It’s not uncommon in the scene to find that you are extremely attracted to someone. They might have the physical aesthetics that do it for you, or maybe the personality, or if you’re super lucky, both!
While it’s all sex, games and fun for a couple, what happens if you start to feel something more? What do you do if all of a sudden you find yourself falling in love? And how do you know?
While it’s rare for this situation to occur, it does, and can happen. What matters most is what you do about it, and how you determine if it’s something worth pursuing or not.
The thing to be wary of here is that often what feels like the beginnings of love, is just a more intense lustful feeling… You know, infatuation! While love does start that way, it doesn’t always end up that way.
It takes time to work out if it is something love-like or not. Love has a lot more depth to it and you are willing to sacrifice a whole lot more when it’s love. If the intense feelings only grow and evolve over time into something more, then perhaps it is love but don’t sacrifice everything you already have too early in the piece, you may regret it.
I’ve certainly come across situations where it was thought to be love and the playmate reciprocated…. Until they became a couple and then things changed, the reality of being in a partnership and the day-to-day interactions kicked in. Sometimes it’s the idea of being with someone that people fall for. And in the swinging scene where you get to meet in some highly passionate circumstances, it can skew the reality of being with them full-time.
The hard part is determining which action early on to really test it out.
My suggestion is to cut all contact and see how you go after a few weeks of purposely spending quality time; re-connecting with your partner and not thinking about the other person. This can work one of 2 ways. It will either give you a chance to let the infatuation leave your system (because it’s just a concoction of hormones anyway), or it can make the “need” for the other person more intense, at least temporarily.

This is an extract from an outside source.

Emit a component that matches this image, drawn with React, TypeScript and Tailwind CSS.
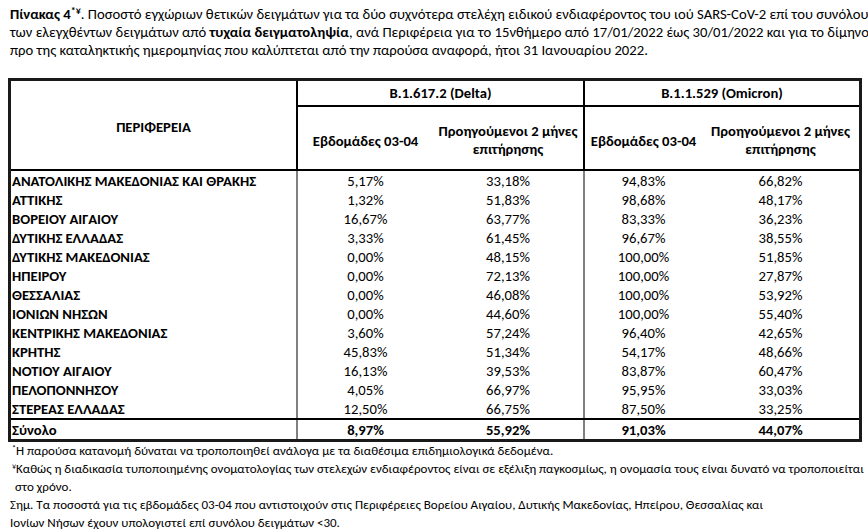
import React from "react";

const rows: string[][] = [
  ["ΑΝΑΤΟΛΙΚΗΣ ΜΑΚΕΔΟΝΙΑΣ ΚΑΙ ΘΡΑΚΗΣ", "5,17%", "33,18%", "94,83%", "66,82%"],
  ["ΑΤΤΙΚΗΣ", "1,32%", "51,83%", "98,68%", "48,17%"],
  ["ΒΟΡΕΙΟΥ ΑΙΓΑΙΟΥ", "16,67%", "63,77%", "83,33%", "36,23%"],
  ["ΔΥΤΙΚΗΣ ΕΛΛΑΔΑΣ", "3,33%", "61,45%", "96,67%", "38,55%"],
  ["ΔΥΤΙΚΗΣ ΜΑΚΕΔΟΝΙΑΣ", "0,00%", "48,15%", "100,00%", "51,85%"],
  ["ΗΠΕΙΡΟΥ", "0,00%", "72,13%", "100,00%", "27,87%"],
  ["ΘΕΣΣΑΛΙΑΣ", "0,00%", "46,08%", "100,00%", "53,92%"],
  ["ΙΟΝΙΩΝ ΝΗΣΩΝ", "0,00%", "44,60%", "100,00%", "55,40%"],
  ["ΚΕΝΤΡΙΚΗΣ ΜΑΚΕΔΟΝΙΑΣ", "3,60%", "57,24%", "96,40%", "42,65%"],
  ["ΚΡΗΤΗΣ", "45,83%", "51,34%", "54,17%", "48,66%"],
  ["ΝΟΤΙΟΥ ΑΙΓΑΙΟΥ", "16,13%", "39,53%", "83,87%", "60,47%"],
  ["ΠΕΛΟΠΟΝΝΗΣΟΥ", "4,05%", "66,97%", "95,95%", "33,03%"],
  ["ΣΤΕΡΕΑΣ ΕΛΛΑΔΑΣ", "12,50%", "66,75%", "87,50%", "33,25%"],
];

const cols = "grid grid-cols-[287px_135px_152px_117px_157px]";

function Row({ r, bold }: { r: string[]; bold?: boolean }) {
  return (
    <div className={`${cols} h-[19px] items-stretch`}>
      <div className="border-r-2 border-[#808080] pl-[1px] font-bold flex items-center whitespace-nowrap">
        {r[0]}
      </div>
      <div className={`flex items-center justify-center ${bold ? "font-bold" : ""}`}>{r[1]}</div>
      <div className={`border-r-2 border-[#808080] flex items-center justify-center ${bold ? "font-bold" : ""}`}>
        {r[2]}
      </div>
      <div className={`flex items-center justify-center ${bold ? "font-bold" : ""}`}>{r[3]}</div>
      <div className={`flex items-center justify-center ${bold ? "font-bold" : ""}`}>{r[4]}</div>
    </div>
  );
}

export default function App() {
  return (
    <div
      className="w-[868px] h-[531px] bg-white text-black text-[14.67px] leading-[18px] overflow-hidden"
      style={{ fontFamily: "Carlito, 'Open Sans', sans-serif" }}
    >
      <div className="pt-[5px] pl-[10px] whitespace-nowrap">
        <span className="font-bold">
          Πίνακας 4<sup className="text-[10px]">*¥</sup>
        </span>
        . Ποσοστό εγχώριων θετικών δειγμάτων για τα δύο συχνότερα στελέχη ειδικού ενδιαφέροντος του ιού SARS-CoV-2 επί του συνόλου
        <br />
        των ελεγχθέντων δειγμάτων από <span className="font-bold">τυχαία δειγματοληψία</span>, ανά Περιφέρεια για το 15νθήμερο από 17/01/2022 έως 30/01/2022 και για το δίμηνο
        <br />
        προ της καταληκτικής ημερομηνίας που καλύπτεται από την παρούσα αναφορά, ήτοι 31 Ιανουαρίου 2022.
      </div>

      <div className="ml-[8px] mt-[19px] w-[854px] border-[3px] border-[#1a1a1a]">
        {/* header */}
        <div className={`${cols} grid-rows-[26px_62px] border-b-2 border-black font-bold`}>
          <div className="row-span-2 border-r-2 border-black flex items-center justify-center pt-[3px]">
            ΠΕΡΙΦΕΡΕΙΑ
          </div>
          <div className="col-span-2 border-r-2 border-b-2 border-black flex items-center justify-center">
            B.1.617.2 (Delta)
          </div>
          <div className="col-span-2 border-b-2 border-black flex items-center justify-center">
            B.1.1.529 (Omicron)
          </div>
          <div className="flex items-center justify-center pt-[5px]">Εβδομάδες 03-04</div>
          <div className="border-r-2 border-black flex items-center justify-center text-center pt-[3px]">
            Προηγούμενοι 2 μήνες
            <br />
            επιτήρησης
          </div>
          <div className="flex items-center justify-center pt-[5px] whitespace-nowrap">Εβδομάδες 03-04</div>
          <div className="flex items-center justify-center text-center pt-[3px]">
            Προηγούμενοι 2 μήνες
            <br />
            επιτήρησης
          </div>
        </div>
        {/* body */}
        <div className="flex flex-col">
          {rows.map((r) => (
            <Row key={r[0]} r={r} />
          ))}
        </div>
        <div className="border-t-2 border-black">
          <Row r={["Σύνολο", "8,97%", "55,92%", "91,03%", "44,07%"]} bold />
        </div>
      </div>

      <div className="pl-[10px] whitespace-nowrap text-[13px]">
        <div className="pl-[2px]">
          <sup className="text-[8px]">*</sup>Η παρούσα κατανομή δύναται να τροποποιηθεί ανάλογα με τα διαθέσιμα επιδημιολογικά δεδομένα.
        </div>
        <div className="pl-[2px]">
          <sup className="text-[8px]">¥</sup>Καθώς η διαδικασία τυποποιημένης ονοματολογίας των στελεχών ενδιαφέροντος είναι σε εξέλιξη παγκοσμίως, η ονομασία τους είναι δυνατό να τροποποιείται
        </div>
        <div className="pl-[5px]">στο χρόνο.</div>
        <div>
          Σημ. Τα ποσοστά για τις εβδομάδες 03-04 που αντιστοιχούν στις Περιφέρειες Βορείου Αιγαίου, Δυτικής Μακεδονίας, Ηπείρου, Θεσσαλίας και
        </div>
        <div>Ιονίων Νήσων έχουν υπολογιστεί επί συνόλου δειγμάτων &lt;30.</div>
      </div>
    </div>
  );
}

If you find it’s more intense and it’s feeling more like love, then there may be a conversation that needs to be had with your partner, and some sort of potentially temporary solution could be found. Your partner may be willing to allow a temporary separation in order for you to explore being with your playmate as a partner.
With conversations like these, the number one rule is always honesty. As hard as it is sometimes, you have to be honest with yourself first, then your partner and then perhaps the 3rd party. You need to let your partner know where you’re at so that you can have a conversation about what it means for you, for the relationship and for your future.
Before you enter into that conversation though, I’d highly recommend you sit down with a piece of paper and pen, and write the pro’s and con’s because once you’ve put it out there, you can’t take it back. Ask yourself if you are prepared to give up everything you have with your current partner and determine exactly what that means. Also ask, what other possible risks and consequences? Is it possible that you are you in love with both of them? Do you want to potentially go down a poly relationship road so you can explore that option? How much do you really know about your playmates day to day habits, dreams, issues and relationship history?
Whatever happens, things always go smoother if you are completely honest and act with integrity. I never recommend that you go ahead and play with them behind your partner’s back, that will always end up in heartache and tears and you may just end up losing both of them… Surely that’s not worth it.
I won’t kid you though; it’s not an easy conversation to have, but your partner deserves the respect and honesty that you would want if it were you. Wouldn’t you?
At the end of the day, you may have found a more perfect partner for yourself, or perhaps it turns out to just be a really nice strong connection with a playmate that your partner allows you to have, or one they don’t and you need to let go of and move on… Or you end up in a triad relationship, which can be completely successful if everyone is willing to share on all levels.